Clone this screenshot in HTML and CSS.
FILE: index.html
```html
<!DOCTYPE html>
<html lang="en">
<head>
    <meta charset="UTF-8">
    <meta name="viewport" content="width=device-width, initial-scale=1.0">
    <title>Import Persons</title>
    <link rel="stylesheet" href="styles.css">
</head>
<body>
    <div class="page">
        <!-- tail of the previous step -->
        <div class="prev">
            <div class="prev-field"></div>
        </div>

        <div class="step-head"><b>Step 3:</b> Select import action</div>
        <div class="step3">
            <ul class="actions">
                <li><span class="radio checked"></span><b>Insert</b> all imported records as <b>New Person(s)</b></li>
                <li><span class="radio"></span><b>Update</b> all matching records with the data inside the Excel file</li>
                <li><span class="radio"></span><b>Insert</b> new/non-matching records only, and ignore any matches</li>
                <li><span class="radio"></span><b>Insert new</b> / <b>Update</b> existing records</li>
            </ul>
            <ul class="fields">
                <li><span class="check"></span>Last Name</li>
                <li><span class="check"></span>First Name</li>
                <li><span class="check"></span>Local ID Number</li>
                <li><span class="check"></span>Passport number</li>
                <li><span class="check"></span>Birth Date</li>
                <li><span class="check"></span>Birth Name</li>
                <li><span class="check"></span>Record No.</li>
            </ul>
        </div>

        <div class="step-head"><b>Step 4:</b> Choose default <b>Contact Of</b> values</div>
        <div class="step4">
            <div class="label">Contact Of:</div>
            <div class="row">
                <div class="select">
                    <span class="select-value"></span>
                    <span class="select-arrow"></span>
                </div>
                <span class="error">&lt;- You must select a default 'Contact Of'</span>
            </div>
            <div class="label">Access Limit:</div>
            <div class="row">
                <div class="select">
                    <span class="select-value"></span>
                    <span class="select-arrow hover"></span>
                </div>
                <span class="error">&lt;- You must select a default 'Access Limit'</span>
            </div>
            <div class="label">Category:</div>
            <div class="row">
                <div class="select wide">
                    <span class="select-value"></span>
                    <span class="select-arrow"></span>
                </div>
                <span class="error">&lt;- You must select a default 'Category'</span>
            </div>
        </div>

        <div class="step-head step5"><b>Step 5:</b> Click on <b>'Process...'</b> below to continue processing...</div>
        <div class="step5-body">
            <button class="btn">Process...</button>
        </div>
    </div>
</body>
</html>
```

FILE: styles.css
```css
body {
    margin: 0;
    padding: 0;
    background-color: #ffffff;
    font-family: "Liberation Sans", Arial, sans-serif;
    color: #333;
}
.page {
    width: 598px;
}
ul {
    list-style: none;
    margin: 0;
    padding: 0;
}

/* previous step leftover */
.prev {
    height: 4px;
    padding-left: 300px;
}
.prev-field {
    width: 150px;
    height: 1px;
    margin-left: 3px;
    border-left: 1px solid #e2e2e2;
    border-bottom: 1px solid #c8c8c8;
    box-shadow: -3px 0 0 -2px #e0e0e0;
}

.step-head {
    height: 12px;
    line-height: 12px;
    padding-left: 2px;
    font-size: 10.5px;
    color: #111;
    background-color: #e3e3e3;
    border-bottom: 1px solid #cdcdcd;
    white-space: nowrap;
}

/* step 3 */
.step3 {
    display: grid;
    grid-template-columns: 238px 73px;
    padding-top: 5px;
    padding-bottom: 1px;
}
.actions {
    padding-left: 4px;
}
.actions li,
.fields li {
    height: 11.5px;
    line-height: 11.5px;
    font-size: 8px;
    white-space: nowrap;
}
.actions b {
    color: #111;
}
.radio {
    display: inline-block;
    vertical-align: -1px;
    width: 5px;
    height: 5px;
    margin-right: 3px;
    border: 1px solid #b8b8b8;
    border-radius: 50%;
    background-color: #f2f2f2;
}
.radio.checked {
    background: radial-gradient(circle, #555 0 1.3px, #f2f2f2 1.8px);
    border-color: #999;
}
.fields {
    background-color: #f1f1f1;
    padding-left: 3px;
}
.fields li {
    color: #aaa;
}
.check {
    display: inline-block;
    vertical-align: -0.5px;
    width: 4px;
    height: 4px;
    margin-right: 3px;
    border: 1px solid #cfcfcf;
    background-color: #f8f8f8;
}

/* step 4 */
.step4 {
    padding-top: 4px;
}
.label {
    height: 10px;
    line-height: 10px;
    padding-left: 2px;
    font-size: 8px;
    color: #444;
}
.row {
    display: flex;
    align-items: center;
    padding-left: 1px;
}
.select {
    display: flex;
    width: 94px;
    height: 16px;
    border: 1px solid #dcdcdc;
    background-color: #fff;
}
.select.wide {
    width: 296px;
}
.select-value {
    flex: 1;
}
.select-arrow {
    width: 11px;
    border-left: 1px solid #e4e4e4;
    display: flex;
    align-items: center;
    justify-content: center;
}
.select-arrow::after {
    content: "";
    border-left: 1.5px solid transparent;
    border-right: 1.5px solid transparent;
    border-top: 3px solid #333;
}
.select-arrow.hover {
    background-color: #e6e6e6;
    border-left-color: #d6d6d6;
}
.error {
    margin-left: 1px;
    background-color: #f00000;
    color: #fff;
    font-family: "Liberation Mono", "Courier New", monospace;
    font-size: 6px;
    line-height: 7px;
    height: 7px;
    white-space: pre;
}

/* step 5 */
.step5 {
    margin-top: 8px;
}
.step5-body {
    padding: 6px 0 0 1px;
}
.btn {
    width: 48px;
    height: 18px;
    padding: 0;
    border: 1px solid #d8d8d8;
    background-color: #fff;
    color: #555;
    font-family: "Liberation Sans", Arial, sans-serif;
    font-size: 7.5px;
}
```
+++
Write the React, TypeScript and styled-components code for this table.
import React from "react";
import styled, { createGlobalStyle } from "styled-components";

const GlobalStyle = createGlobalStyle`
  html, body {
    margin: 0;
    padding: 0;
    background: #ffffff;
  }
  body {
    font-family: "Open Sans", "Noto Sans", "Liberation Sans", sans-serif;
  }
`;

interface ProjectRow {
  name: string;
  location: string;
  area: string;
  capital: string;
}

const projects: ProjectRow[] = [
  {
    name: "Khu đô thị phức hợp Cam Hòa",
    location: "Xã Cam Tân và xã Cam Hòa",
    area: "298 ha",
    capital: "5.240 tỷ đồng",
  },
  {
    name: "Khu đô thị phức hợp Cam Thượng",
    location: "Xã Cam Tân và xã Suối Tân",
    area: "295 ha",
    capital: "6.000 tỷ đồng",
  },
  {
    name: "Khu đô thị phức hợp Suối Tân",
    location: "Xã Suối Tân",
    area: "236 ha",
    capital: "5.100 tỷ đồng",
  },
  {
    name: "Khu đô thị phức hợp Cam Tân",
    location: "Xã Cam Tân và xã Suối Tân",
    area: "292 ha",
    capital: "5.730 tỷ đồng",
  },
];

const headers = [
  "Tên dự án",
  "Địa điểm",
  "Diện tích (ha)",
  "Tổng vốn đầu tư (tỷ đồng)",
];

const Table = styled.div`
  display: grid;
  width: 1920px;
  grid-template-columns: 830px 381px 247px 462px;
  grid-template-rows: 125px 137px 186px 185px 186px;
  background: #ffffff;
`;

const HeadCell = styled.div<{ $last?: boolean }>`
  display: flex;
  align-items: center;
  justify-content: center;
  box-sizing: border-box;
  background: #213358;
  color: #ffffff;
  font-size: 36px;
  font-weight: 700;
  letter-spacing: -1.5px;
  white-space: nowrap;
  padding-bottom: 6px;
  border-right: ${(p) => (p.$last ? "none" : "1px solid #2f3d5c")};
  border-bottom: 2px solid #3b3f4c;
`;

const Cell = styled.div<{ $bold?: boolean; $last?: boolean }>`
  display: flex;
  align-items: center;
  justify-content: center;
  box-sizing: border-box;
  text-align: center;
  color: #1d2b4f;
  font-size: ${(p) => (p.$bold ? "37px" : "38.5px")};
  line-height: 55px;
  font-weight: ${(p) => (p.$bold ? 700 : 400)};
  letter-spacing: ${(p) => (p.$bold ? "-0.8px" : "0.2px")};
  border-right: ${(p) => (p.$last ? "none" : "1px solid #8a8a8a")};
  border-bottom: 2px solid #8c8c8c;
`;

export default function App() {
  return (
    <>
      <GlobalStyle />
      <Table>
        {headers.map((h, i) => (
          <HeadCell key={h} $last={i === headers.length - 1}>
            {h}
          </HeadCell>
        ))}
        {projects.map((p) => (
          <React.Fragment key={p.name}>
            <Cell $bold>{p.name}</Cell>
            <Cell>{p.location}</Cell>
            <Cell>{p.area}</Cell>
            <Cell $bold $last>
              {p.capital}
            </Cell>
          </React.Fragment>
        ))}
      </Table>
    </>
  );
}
+++
- GIVEN INSTRUCTION: Within the material above, find the lines that contain the word "React"; copy them.

- RESPONSE TO THE EXERCISE:
Write the React, TypeScript and styled-components code for this table.
import React from "react";
          <React.Fragment key={p.name}>
          </React.Fragment>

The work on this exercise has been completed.